I’ve had a search for this but didn’t find a definitive answer.

I’m registered as a sole trader, I am doing my year end accounts and need to work out closing stock value for cost of sales.

I sell supplements and have purchased some raw ingredients and labels for products last financial year that have not yet been manufactured and finished.

My question is when working out closing stock should I include the part costs for all the unfinished products and raw ingredients that will be finished in this 16/17 financial year?

Many thanks,
Will

Think back to when you bought the things to start with - if you treated them as cost of sales (general purchases or any other nominal code in the 5000 range) then you should count them as closing stock at year end. If you treated them as overheads then you shouldn’t include them in closing stock but you may need to journal them separately as “prepayments”.

1 Like

Hi Will,

I would think they are but Ian is right and if you have included as overheads originally you can’t class them as work in progress.

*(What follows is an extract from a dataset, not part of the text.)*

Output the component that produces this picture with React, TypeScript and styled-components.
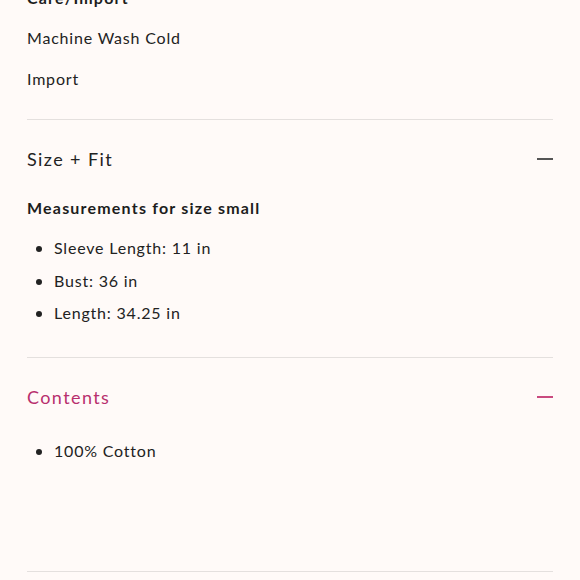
import React from "react";
import styled, { createGlobalStyle } from "styled-components";

const Global = createGlobalStyle`
  html, body { margin: 0; padding: 0; background: #fffaf8; }
  body { font-family: "Lato", "Open Sans", sans-serif; color: #222; }
`;

const Page = styled.div`
  width: 580px;
  height: 580px;
  overflow: hidden;
  background: #fffaf8;
`;

const Inner = styled.div`
  margin-top: -14px;
  padding: 0 27px;
`;

const Section = styled.section<{ $pb?: number }>`
  border-bottom: 1px solid #e4e0de;
  padding-bottom: ${(p) => p.$pb ?? 24}px;
`;

const SubHeading = styled.h4`
  margin: 0;
  font-size: 16px;
  line-height: 24px;
  font-weight: 700;
  letter-spacing: 1.2px;
  color: #1d1d1d;
`;

const Para = styled.p<{ $mt: number }>`
  margin: ${(p) => p.$mt}px 0 0;
  font-size: 16px;
  line-height: 24px;
  letter-spacing: 0.8px;
  color: #222;
`;

const Header = styled.div<{ $active?: boolean }>`
  display: flex;
  align-items: center;
  justify-content: space-between;
  height: 78px;
  font-size: 18px;
  letter-spacing: 1.4px;
  color: ${(p) => (p.$active ? "#b8306e" : "#222")};
`;

const Minus = styled.span<{ $active?: boolean }>`
  width: 16px;
  height: 2px;
  background: ${(p) => (p.$active ? "#c94a7f" : "#555")};
`;

const Body = styled.div<{ $mt: number }>`
  margin-top: ${(p) => p.$mt}px;
`;

const List = styled.ul<{ $mt: number }>`
  margin: ${(p) => p.$mt}px 0 0;
  padding: 0 0 0 27px;
  list-style: disc;
  li {
    font-size: 16px;
    line-height: 32.5px;
    letter-spacing: 0.8px;
    color: #222;
  }
  li::marker { font-size: 17px; }
`;

export default function App() {
  return (
    <Page>
      <Global />
      <Inner>
        <Section $pb={28}>
          <SubHeading>Care/Import</SubHeading>
          <Para $mt={16}>Machine Wash Cold</Para>
          <Para $mt={17}>Import</Para>
        </Section>
        <Section $pb={27}>
          <Header>
            <span>Size + Fit</span>
            <Minus />
          </Header>
          <Body $mt={-2}>
            <SubHeading>Measurements for size small</SubHeading>
            <List $mt={12}>
              <li>Sleeve Length: 11 in</li>
              <li>Bust: 36 in</li>
              <li>Length: 34.25 in</li>
            </List>
          </Body>
        </Section>
        <Section $pb={104}>
          <Header $active>
            <span>Contents</span>
            <Minus $active />
          </Header>
          <List $mt={-1}>
            <li>100% Cotton</li>
          </List>
        </Section>
      </Inner>
    </Page>
  );
}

Also remember to include them at the lower of cost or net realisable value (what you can sell it for).

Kind regards,
Chris

Thank you for your replies.

I originally classed the costs for the raw ingredient powders as “materials imported” and I think the labels as printing but I’ll have to check.

So when calculating closing stock I add up everything I’ve included over the year in the nominal code 5000 range (because all of these would already be included in the cost of sales formula?) that I did not sell in the 15/16 financial year, using the lower of what I paid for them and what they can be sold for?

Do I still need to create a Journal to move to closing stock?

That is pretty much correct. The journal would be as follows:

Dr Balance sheet stock X
Cr P&L stock X

This would then become your opening stock figure next year.